Reputation Matters in Email Marketing

Many people try email marketing and get frustrated by the lack of results.  Usually they rent a list, hastily put a message together, and blast it out.  Then when they get no results, they complain that email doesn’t work.  Their email didn’t work because it’s spam.  Email marketing works if it is done intelligently and responsibly.  Better yet, it builds on its own success.  The better the campaign, the better the results, which makes an even better campaign, which then produces more results.  Why is this?  Because reputation matters in email.

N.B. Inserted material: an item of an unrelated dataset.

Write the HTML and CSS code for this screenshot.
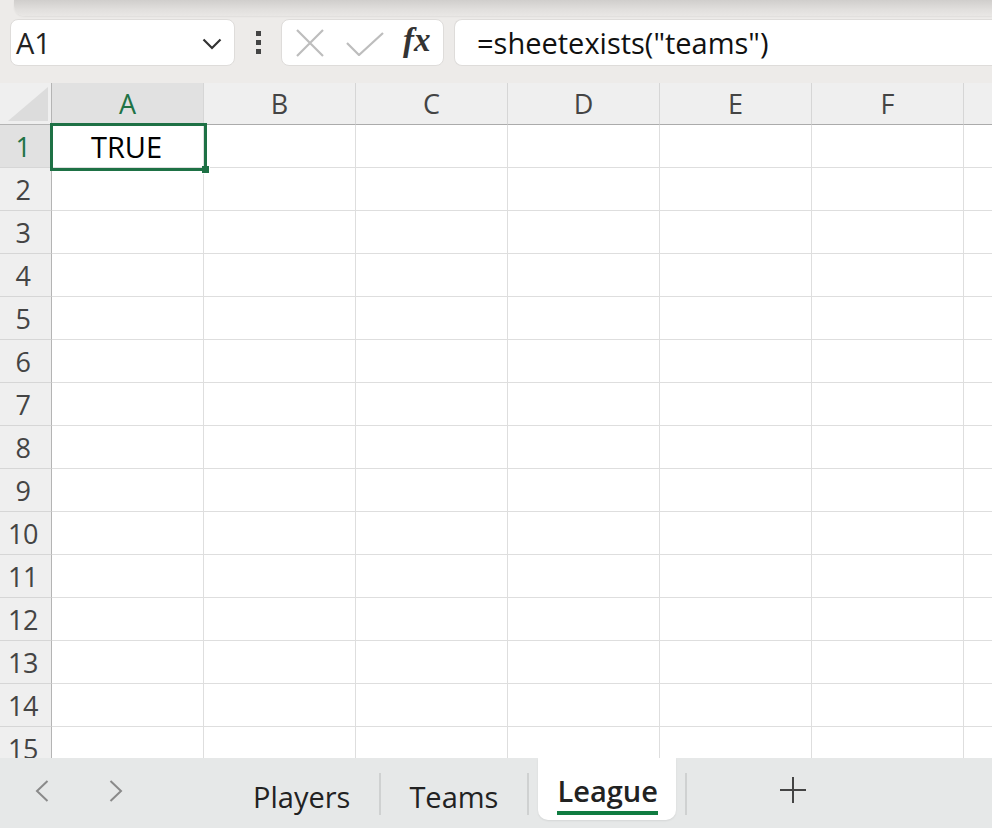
FILE: index.html
```html
<!DOCTYPE html>
<html>
<head>
<meta charset="utf-8">
<link rel="stylesheet" href="styles.css">
</head>
<body>
<div class="app">
  <div class="toolbar">
    <div class="topshade"></div>
    <div class="fbar">
      <div class="namebox">
        <span class="nb-text">A1</span>
        <svg class="chev" width="20" height="12" viewBox="0 0 20 12"><path d="M1.5 1.5 L10 10 L18.5 1.5" fill="none" stroke="#333" stroke-width="2.2"/></svg>
      </div>
      <div class="dots"><i></i><i></i><i></i></div>
      <div class="fxbox">
        <svg class="ic" width="28" height="28" viewBox="0 0 28 28"><path d="M1 1 L27 27 M27 1 L1 27" stroke="#bdbdbd" stroke-width="2.2" fill="none"/></svg>
        <svg class="ic" width="38" height="24" viewBox="0 0 38 24"><path d="M1 11 L13 23 L37 1" stroke="#bdbdbd" stroke-width="2.2" fill="none"/></svg>
        <span class="fx">fx</span>
      </div>
      <div class="formula">=sheetexists("teams")</div>
    </div>
  </div>
  <div class="sheet">
    <div class="grid">
      <div class="corner"><svg width="40" height="34" viewBox="0 0 40 34"><path d="M40 0 L40 34 L0 34 Z" fill="#dcdcdc"/></svg></div>
      <div class="ch sel">A</div><div class="ch">B</div><div class="ch">C</div><div class="ch">D</div><div class="ch">E</div><div class="ch">F</div><div class="ch last"></div>

      <div class="rh sel">1</div><div class="c val">TRUE</div><div class="c"></div><div class="c"></div><div class="c"></div><div class="c"></div><div class="c"></div><div class="c"></div>
      <div class="rh">2</div><div class="c"></div><div class="c"></div><div class="c"></div><div class="c"></div><div class="c"></div><div class="c"></div><div class="c"></div>
      <div class="rh">3</div><div class="c"></div><div class="c"></div><div class="c"></div><div class="c"></div><div class="c"></div><div class="c"></div><div class="c"></div>
      <div class="rh">4</div><div class="c"></div><div class="c"></div><div class="c"></div><div class="c"></div><div class="c"></div><div class="c"></div><div class="c"></div>
      <div class="rh">5</div><div class="c"></div><div class="c"></div><div class="c"></div><div class="c"></div><div class="c"></div><div class="c"></div><div class="c"></div>
      <div class="rh">6</div><div class="c"></div><div class="c"></div><div class="c"></div><div class="c"></div><div class="c"></div><div class="c"></div><div class="c"></div>
      <div class="rh">7</div><div class="c"></div><div class="c"></div><div class="c"></div><div class="c"></div><div class="c"></div><div class="c"></div><div class="c"></div>
      <div class="rh">8</div><div class="c"></div><div class="c"></div><div class="c"></div><div class="c"></div><div class="c"></div><div class="c"></div><div class="c"></div>
      <div class="rh">9</div><div class="c"></div><div class="c"></div><div class="c"></div><div class="c"></div><div class="c"></div><div class="c"></div><div class="c"></div>
      <div class="rh">10</div><div class="c"></div><div class="c"></div><div class="c"></div><div class="c"></div><div class="c"></div><div class="c"></div><div class="c"></div>
      <div class="rh">11</div><div class="c"></div><div class="c"></div><div class="c"></div><div class="c"></div><div class="c"></div><div class="c"></div><div class="c"></div>
      <div class="rh">12</div><div class="c"></div><div class="c"></div><div class="c"></div><div class="c"></div><div class="c"></div><div class="c"></div><div class="c"></div>
      <div class="rh">13</div><div class="c"></div><div class="c"></div><div class="c"></div><div class="c"></div><div class="c"></div><div class="c"></div><div class="c"></div>
      <div class="rh">14</div><div class="c"></div><div class="c"></div><div class="c"></div><div class="c"></div><div class="c"></div><div class="c"></div><div class="c"></div>
      <div class="rh">15</div><div class="c"></div><div class="c"></div><div class="c"></div><div class="c"></div><div class="c"></div><div class="c"></div><div class="c"></div>
    </div>
    <div class="selbox"><div class="handle"></div></div>
  </div>
  <div class="tabbar">
    <div class="navs">
      <svg width="14" height="22" viewBox="0 0 14 22"><path d="M12.5 1 L2 11 L12.5 21" fill="none" stroke="#8a8a8a" stroke-width="2"/></svg>
      <svg width="14" height="22" viewBox="0 0 14 22"><path d="M1.5 1 L12 11 L1.5 21" fill="none" stroke="#8a8a8a" stroke-width="2"/></svg>
    </div>
    <div class="tabs">
      <div class="tab t1">Players</div>
      <div class="sep"></div>
      <div class="tab t2">Teams</div>
      <div class="sep"></div>
      <div class="tab active"><span>League</span></div>
      <div class="sep"></div>
      <div class="add"><svg width="26" height="26" viewBox="0 0 26 26"><path d="M13 0 V26 M0 13 H26" stroke="#444" stroke-width="2" fill="none"/></svg></div>
    </div>
  </div>
</div>
</body>
</html>
```

FILE: styles.css
```css
* { box-sizing: border-box; }
html, body { margin: 0; padding: 0; }
body {
  width: 992px;
  height: 828px;
  overflow: hidden;
  font-family: "Open Sans", "Noto Sans", sans-serif;
  background: #ffffff;
}
.app { width: 992px; height: 828px; display: flex; flex-direction: column; }

.toolbar {
  height: 83px;
  background: #edebe9;
  position: relative;
}
.topshade {
  position: absolute;
  left: 14px; right: 0; top: 0;
  height: 16px;
  background: linear-gradient(#d0cecc, #e1dfdd 60%, #e9e7e5);
  border-bottom-left-radius: 10px;
  box-shadow: 0 1px 2px rgba(0,0,0,0.06);
}
.fbar {
  position: relative;
  display: flex;
  align-items: center;
  padding: 19px 0 0 10px;
  height: 66px;
}
.namebox {
  width: 225px;
  height: 47px;
  background: #fff;
  border: 1px solid #dedcda;
  border-radius: 8px;
  display: flex;
  align-items: center;
  justify-content: space-between;
  padding: 0 12px 0 5px;
}
.nb-text { font-size: 29px; color: #222; }
.chev { margin-top: 2px; }
.dots {
  width: 46px;
  display: flex;
  flex-direction: column;
  align-items: center;
  gap: 4px;
}
.dots i { display: block; width: 5px; height: 5px; background: #444; }
.fxbox {
  width: 163px;
  height: 47px;
  background: #fff;
  border: 1px solid #dedcda;
  border-radius: 8px;
  display: flex;
  align-items: center;
  padding: 0 0 0 14px;
}
.fxbox .ic:first-child { margin-right: 22px; }
.fxbox .ic:nth-child(2) { margin-right: 19px; margin-top: 2px; }
.fx {
  font-family: "Liberation Serif", "DejaVu Serif", serif;
  font-style: italic;
  font-weight: bold;
  font-size: 33px;
  color: #333;
  line-height: 1;
  margin-top: -4px;
}
.formula {
  margin-left: 10px;
  flex: 1;
  height: 47px;
  background: #fff;
  border: 1px solid #dedcda;
  border-right: none;
  border-radius: 8px 0 0 8px;
  font-size: 29px;
  color: #111;
  display: flex;
  align-items: center;
  padding-left: 22px;
}

.sheet {
  position: relative;
  height: 675px;
  overflow: hidden;
  background: #fff;
}
.grid {
  display: grid;
  grid-template-columns: 52px repeat(6, 152px) 40px;
  grid-template-rows: 42px repeat(15, 43px);
}
.corner {
  background: #efefef;
  border-right: 1px solid #b4b4b4;
  border-bottom: 1px solid #b4b4b4;
  display: flex;
  align-items: flex-end;
  justify-content: flex-end;
  padding: 0 3px 3px 0;
}
.ch {
  background: #efefef;
  border-right: 1px solid #d6d6d6;
  border-bottom: 1px solid #ababab;
  display: flex;
  align-items: center;
  justify-content: center;
  font-size: 27px;
  color: #444;
  padding-bottom: 1px;
}
.ch.sel { background: #e1e1e1; color: #217346; }
.ch.last { border-right: none; }
.rh {
  background: #efefef;
  border-right: 1px solid #b4b4b4;
  border-bottom: 1px solid #d6d6d6;
  display: flex;
  align-items: center;
  justify-content: center;
  font-size: 27px;
  color: #444;
  padding-right: 5px;
  letter-spacing: -0.5px;
}
.rh.sel { background: #e1e1e1; color: #217346; }
.c {
  border-right: 1px solid #dedede;
  border-bottom: 1px solid #dedede;
}
.val {
  display: flex;
  align-items: center;
  justify-content: center;
  font-size: 29px;
  color: #000;
  padding-right: 2px;
}
.selbox {
  position: absolute;
  left: 50px;
  top: 40px;
  width: 157px;
  height: 48px;
  border: 3px solid #1e7145;
}
.handle {
  position: absolute;
  right: -6px;
  bottom: -6px;
  width: 8px;
  height: 8px;
  background: #1e7145;
  border: 1px solid #fff;
  border-top: none;
  border-left: none;
}

.tabbar {
  height: 70px;
  background: #e6e8e8;
  display: flex;
}
.navs {
  width: 218px;
  display: flex;
  align-items: center;
  gap: 60px;
  padding: 0 0 0 35px;
  margin-top: -4px;
}
.tabs { display: flex; align-items: flex-start; }
.tab {
  font-size: 29px;
  color: #222;
  height: 62px;
  display: flex;
  align-items: center;
  padding-top: 14px;
  white-space: nowrap;
}
.t1 { padding-left: 35px; padding-right: 29px; }
.t2 { padding-left: 28px; padding-right: 29px; }
.sep {
  width: 2px;
  height: 42px;
  margin-top: 15px;
  background: #cfd1d1;
}
.tab.active {
  background: #fff;
  border-radius: 0 0 10px 10px;
  padding: 0 18px 0 19px;
  margin: 0 9px;
  height: 62px;
  font-weight: 600;
  box-shadow: 0 1px 2px rgba(0,0,0,0.08);
}
.tab.active span {
  border-bottom: 4px solid #107c41;
  line-height: 40px;
  margin-top: 8px;
}
.add {
  width: 212px;
  display: flex;
  align-items: center;
  justify-content: center;
  height: 70px;
  margin-top: -3px;
}
```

Every time an email marketing communication message is sent it builds reputation, either positive or negative.  Over time that perception is built up.  If it’s a positive one the recipient will be more and more likely to view the sender as a credible resource and be more open minded to working with them.   

After a while it’s almost impossible to change the reputation because the audience has a pre-conceived notion of what the email will be and its hard to sway them in another way.  That’s great if you’re offering intelligent valuable emails, but terrible if you’re sending sales message after sales message that’s regarded as spam.

In fact it’s not just your audience that makes this judgement.  ISP’s keep track of your reputation by recipient responses.  Some judge solely on reputation, others might go for a reputation 80%, content 20% split.  Using spam reports and recipient complaints greatly dictates how they handle your email messages.   So not only is your ROI based on the quality of the campaign, so is the deliverability rate.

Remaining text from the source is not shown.